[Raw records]
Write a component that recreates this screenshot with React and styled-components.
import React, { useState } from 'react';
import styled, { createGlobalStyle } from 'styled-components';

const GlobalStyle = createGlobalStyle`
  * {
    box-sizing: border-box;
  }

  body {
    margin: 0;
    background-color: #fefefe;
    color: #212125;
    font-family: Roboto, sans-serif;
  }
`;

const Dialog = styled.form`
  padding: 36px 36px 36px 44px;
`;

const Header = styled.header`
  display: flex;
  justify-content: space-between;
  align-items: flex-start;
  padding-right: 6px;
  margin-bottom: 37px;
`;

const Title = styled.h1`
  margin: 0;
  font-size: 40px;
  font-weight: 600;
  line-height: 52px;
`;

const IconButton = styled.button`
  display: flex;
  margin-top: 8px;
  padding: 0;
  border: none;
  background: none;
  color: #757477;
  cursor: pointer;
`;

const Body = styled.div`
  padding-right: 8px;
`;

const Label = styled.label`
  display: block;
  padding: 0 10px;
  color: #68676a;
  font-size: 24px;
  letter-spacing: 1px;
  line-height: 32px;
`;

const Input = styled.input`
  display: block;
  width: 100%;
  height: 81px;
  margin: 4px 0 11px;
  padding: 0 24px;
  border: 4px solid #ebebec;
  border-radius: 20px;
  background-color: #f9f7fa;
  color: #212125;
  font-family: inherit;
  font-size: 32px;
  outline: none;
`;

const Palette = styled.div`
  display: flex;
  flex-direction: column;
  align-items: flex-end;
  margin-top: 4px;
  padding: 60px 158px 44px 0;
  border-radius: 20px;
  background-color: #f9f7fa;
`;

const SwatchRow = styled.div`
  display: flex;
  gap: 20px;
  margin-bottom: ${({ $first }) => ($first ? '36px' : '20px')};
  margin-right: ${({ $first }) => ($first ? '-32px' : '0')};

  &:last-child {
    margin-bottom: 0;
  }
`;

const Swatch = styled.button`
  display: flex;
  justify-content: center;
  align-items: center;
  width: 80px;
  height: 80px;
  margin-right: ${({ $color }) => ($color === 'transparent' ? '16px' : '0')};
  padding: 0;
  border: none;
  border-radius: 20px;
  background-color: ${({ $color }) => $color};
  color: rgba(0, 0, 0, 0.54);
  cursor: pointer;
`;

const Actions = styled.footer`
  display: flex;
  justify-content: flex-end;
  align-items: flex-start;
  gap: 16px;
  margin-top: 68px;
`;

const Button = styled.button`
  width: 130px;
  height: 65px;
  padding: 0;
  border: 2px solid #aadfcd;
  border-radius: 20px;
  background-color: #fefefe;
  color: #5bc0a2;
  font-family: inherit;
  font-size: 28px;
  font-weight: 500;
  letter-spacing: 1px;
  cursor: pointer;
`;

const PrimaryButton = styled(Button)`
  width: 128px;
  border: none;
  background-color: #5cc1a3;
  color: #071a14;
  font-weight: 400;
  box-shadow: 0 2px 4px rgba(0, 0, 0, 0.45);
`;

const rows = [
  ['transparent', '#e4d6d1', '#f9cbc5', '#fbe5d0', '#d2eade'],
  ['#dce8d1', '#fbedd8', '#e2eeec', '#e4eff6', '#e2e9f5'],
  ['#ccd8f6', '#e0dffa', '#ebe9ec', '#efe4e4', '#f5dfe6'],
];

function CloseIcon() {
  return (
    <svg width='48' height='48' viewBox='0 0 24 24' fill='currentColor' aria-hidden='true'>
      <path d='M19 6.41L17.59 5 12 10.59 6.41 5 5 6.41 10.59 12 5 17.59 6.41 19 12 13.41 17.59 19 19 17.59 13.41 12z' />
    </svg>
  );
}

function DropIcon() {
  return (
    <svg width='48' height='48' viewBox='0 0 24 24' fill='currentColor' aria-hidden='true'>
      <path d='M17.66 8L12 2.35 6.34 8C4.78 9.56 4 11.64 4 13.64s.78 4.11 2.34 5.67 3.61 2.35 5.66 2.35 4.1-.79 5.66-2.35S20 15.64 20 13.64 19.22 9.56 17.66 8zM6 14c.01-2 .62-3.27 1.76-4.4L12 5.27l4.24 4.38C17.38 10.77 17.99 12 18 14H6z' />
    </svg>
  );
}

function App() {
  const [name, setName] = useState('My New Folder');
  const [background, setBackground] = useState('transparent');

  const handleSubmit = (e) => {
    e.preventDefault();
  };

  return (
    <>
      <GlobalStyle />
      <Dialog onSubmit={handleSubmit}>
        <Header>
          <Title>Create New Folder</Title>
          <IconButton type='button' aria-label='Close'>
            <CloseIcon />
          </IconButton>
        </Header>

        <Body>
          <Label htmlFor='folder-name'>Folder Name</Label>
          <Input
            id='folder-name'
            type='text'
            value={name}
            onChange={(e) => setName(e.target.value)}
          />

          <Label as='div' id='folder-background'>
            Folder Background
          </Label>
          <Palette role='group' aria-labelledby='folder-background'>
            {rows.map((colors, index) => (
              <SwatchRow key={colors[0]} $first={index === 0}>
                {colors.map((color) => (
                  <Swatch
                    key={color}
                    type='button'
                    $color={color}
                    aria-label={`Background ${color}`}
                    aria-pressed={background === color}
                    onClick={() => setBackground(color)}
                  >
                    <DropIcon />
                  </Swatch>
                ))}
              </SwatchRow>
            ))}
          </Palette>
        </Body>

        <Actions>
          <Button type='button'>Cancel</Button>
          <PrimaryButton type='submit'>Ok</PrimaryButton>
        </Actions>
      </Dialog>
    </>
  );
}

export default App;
---
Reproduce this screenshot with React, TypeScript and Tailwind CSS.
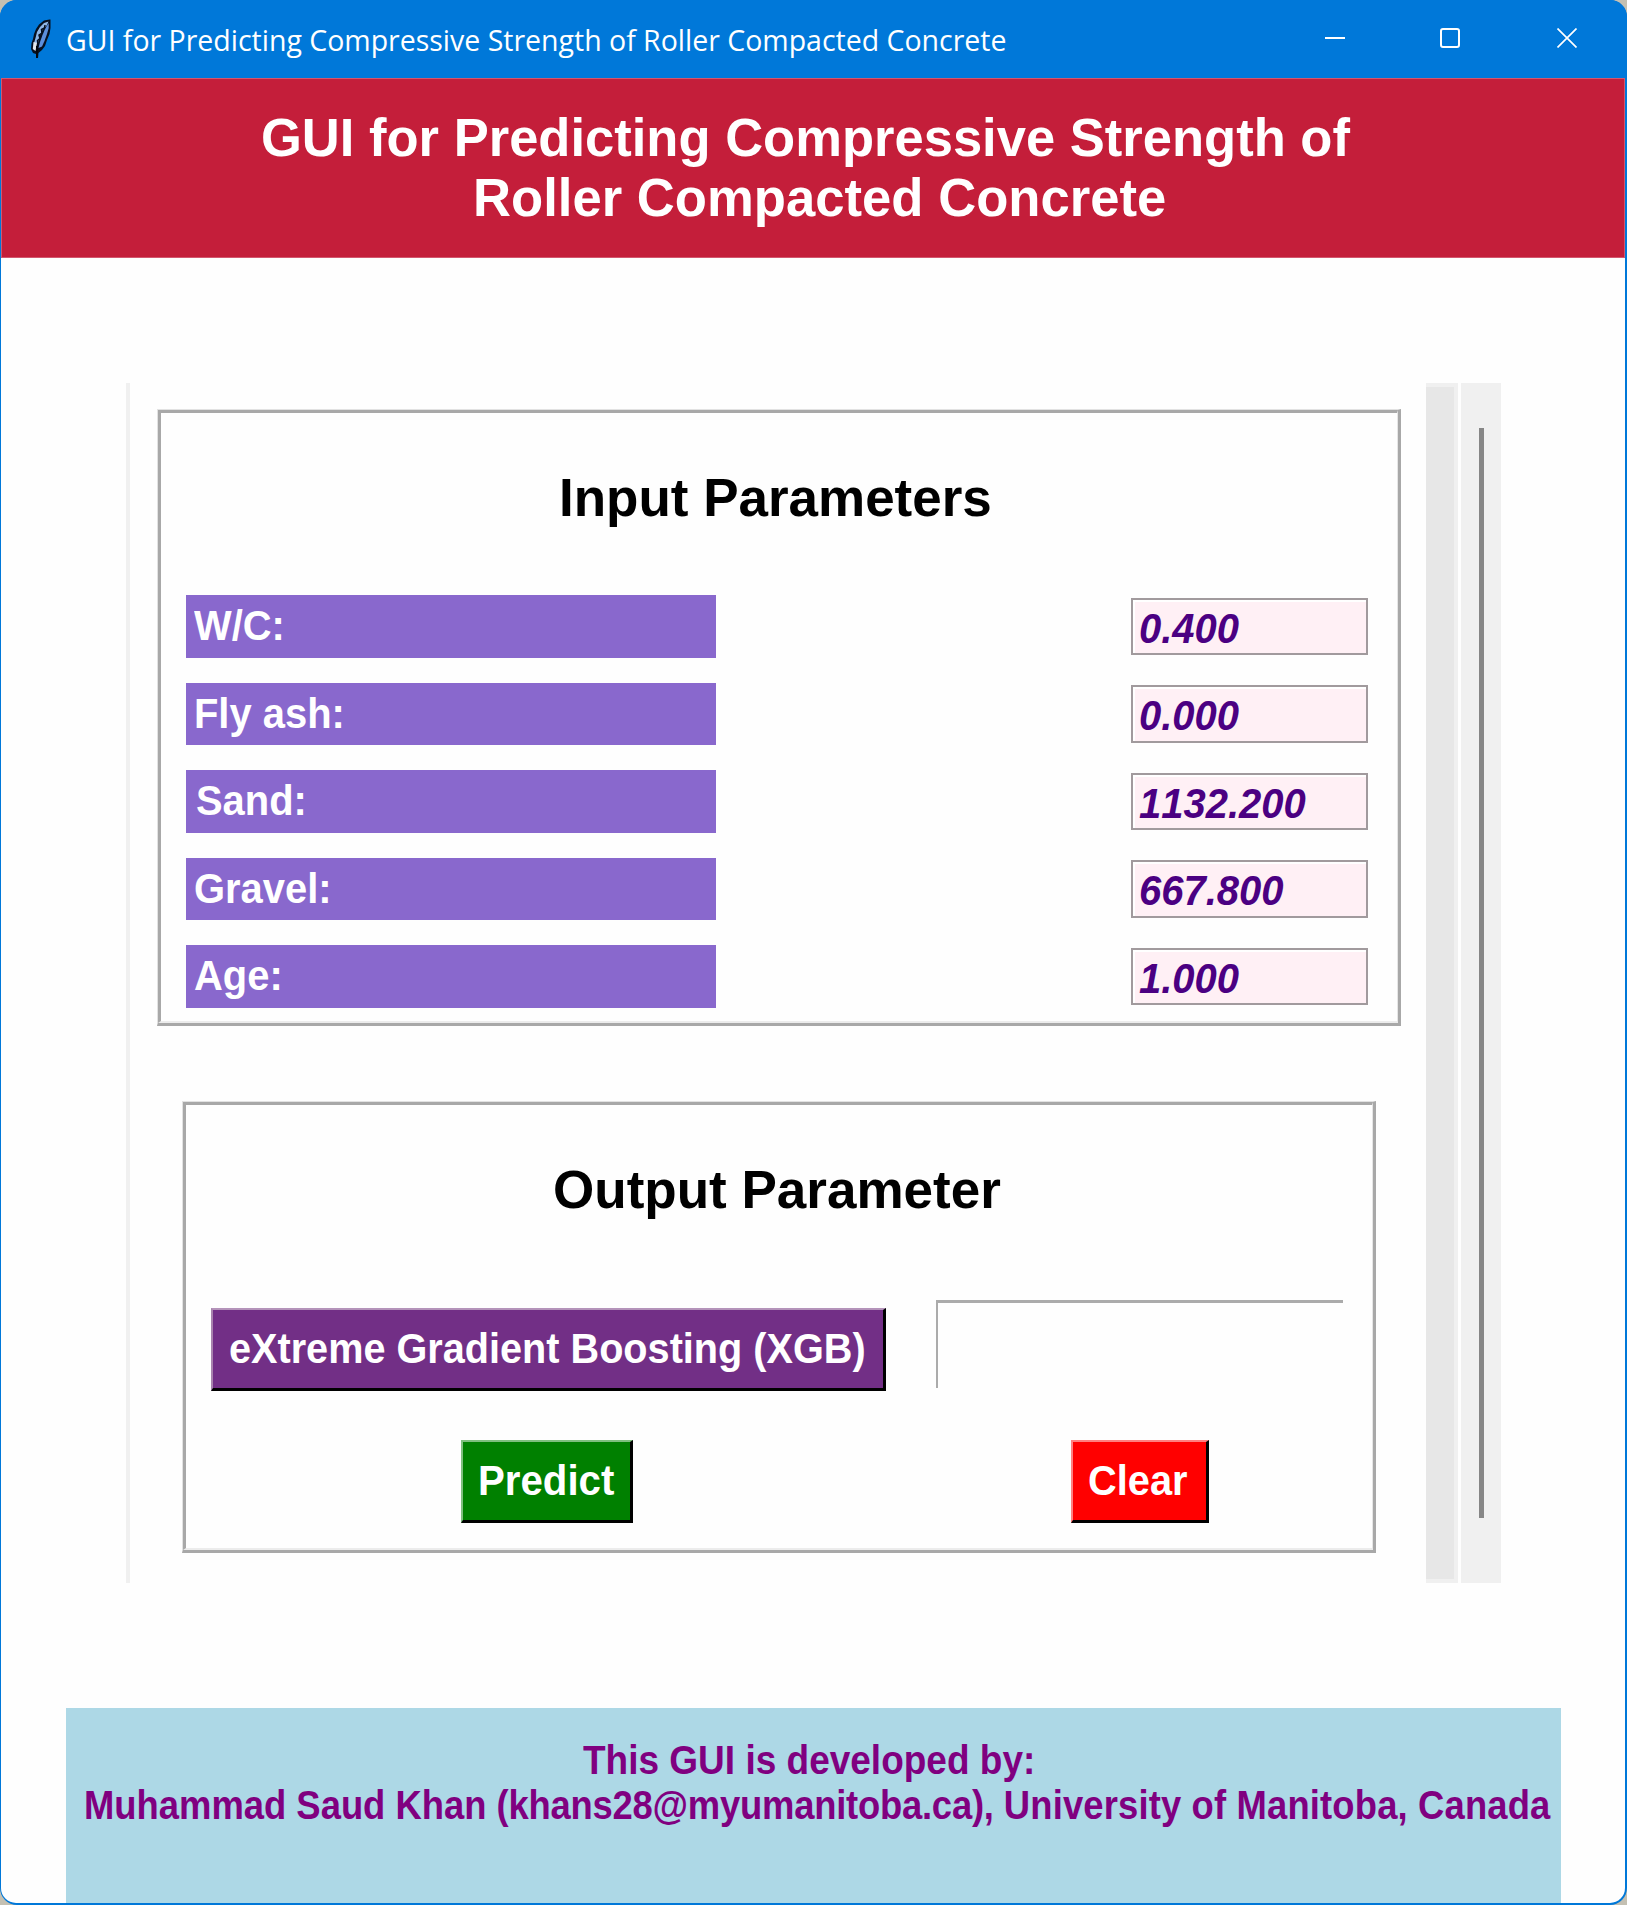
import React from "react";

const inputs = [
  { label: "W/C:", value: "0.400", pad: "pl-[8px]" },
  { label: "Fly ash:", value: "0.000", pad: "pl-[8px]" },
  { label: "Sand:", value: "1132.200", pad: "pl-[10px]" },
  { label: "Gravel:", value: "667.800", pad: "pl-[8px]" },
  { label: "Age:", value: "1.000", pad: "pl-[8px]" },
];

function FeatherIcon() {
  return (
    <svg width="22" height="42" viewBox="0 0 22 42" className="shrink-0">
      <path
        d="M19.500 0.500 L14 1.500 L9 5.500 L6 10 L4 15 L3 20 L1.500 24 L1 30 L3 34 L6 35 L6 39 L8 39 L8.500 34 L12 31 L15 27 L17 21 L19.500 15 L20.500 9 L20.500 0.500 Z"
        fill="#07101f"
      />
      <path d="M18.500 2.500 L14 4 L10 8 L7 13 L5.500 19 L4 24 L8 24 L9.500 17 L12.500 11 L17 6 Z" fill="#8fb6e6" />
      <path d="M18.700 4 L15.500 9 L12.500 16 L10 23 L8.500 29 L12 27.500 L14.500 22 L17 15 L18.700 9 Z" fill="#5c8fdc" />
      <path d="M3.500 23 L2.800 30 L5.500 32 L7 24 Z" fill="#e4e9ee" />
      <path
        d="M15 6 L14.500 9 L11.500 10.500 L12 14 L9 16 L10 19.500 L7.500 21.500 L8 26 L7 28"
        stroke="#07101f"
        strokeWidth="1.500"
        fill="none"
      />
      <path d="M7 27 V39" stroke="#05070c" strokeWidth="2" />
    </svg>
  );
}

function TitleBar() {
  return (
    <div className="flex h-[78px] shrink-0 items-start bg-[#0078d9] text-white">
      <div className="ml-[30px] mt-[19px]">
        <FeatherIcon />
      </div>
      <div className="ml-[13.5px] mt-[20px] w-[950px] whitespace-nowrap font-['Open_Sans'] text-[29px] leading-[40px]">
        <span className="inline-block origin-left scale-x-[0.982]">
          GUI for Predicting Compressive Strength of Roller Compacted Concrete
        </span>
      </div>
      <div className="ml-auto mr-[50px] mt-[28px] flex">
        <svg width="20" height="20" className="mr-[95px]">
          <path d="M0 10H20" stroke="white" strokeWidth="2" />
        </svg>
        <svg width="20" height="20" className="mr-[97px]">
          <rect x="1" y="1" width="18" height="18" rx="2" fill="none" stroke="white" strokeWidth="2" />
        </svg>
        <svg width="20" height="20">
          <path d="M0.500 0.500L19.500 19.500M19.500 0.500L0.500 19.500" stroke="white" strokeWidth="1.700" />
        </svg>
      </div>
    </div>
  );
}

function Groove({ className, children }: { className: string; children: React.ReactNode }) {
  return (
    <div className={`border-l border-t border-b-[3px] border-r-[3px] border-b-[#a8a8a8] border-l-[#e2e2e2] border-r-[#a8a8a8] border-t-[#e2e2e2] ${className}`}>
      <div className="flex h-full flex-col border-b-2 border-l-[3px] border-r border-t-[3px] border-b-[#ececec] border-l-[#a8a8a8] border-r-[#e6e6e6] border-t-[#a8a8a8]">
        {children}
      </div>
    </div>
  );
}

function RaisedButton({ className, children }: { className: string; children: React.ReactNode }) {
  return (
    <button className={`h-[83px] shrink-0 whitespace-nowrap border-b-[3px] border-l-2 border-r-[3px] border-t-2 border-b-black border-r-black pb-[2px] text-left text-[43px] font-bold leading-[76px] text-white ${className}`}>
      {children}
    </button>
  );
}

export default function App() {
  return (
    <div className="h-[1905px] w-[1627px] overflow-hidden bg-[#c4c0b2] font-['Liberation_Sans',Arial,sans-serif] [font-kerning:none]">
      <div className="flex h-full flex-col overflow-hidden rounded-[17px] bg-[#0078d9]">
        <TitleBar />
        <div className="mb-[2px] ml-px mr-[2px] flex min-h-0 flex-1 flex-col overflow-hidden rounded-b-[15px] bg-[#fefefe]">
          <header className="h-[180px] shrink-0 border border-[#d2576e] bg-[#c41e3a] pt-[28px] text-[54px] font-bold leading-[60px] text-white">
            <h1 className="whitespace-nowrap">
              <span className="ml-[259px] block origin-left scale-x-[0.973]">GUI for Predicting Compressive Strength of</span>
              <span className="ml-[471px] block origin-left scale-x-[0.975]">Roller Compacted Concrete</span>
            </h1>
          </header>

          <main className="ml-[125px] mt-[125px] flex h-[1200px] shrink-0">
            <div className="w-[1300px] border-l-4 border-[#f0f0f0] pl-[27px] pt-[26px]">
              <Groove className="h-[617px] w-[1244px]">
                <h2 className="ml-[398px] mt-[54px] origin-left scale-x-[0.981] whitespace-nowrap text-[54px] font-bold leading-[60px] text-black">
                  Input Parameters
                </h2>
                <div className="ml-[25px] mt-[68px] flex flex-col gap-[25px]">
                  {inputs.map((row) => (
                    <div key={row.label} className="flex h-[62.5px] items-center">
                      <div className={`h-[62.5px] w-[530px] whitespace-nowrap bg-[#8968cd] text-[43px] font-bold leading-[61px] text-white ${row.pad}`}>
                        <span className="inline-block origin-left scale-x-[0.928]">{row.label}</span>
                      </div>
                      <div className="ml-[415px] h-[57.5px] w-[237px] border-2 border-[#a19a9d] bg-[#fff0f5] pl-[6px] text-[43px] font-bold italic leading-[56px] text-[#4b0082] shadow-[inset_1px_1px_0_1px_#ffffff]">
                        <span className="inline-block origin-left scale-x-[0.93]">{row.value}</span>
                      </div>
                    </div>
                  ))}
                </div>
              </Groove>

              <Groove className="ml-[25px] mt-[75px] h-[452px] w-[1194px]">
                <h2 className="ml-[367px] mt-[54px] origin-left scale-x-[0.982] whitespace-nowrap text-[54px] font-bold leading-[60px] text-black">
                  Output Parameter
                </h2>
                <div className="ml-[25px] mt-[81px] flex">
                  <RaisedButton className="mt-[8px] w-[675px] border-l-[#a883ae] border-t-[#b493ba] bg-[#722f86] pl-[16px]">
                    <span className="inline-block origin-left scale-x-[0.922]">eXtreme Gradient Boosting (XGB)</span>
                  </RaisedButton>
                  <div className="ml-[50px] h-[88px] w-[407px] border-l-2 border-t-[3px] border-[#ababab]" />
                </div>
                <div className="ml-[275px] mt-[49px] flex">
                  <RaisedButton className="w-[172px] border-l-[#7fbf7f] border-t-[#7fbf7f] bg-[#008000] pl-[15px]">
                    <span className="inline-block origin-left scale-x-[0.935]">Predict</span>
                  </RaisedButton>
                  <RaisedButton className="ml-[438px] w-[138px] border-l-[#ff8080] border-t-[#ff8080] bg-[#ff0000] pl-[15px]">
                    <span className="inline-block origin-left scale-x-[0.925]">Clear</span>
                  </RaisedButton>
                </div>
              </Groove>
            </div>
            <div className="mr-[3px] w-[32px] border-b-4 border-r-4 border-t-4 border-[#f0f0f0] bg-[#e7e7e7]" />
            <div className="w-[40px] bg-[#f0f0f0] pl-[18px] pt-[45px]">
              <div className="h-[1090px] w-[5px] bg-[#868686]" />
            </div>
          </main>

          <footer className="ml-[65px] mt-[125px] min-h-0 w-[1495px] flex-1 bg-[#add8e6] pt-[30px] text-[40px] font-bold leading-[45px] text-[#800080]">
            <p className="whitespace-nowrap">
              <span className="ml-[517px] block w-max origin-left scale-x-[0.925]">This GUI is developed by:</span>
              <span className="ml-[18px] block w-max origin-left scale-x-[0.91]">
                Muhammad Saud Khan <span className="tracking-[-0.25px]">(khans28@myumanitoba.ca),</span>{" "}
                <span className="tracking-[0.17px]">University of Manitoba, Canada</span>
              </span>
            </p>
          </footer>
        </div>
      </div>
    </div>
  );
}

*What is required*: Looking above, find the stretch of lines that opens with the one holding "Reproduce this screenshot" and closes with the one holding "import React from". Copy it exactly, pictures excluded.

*Final result*:
Reproduce this screenshot with React, TypeScript and Tailwind CSS.
import React from "react";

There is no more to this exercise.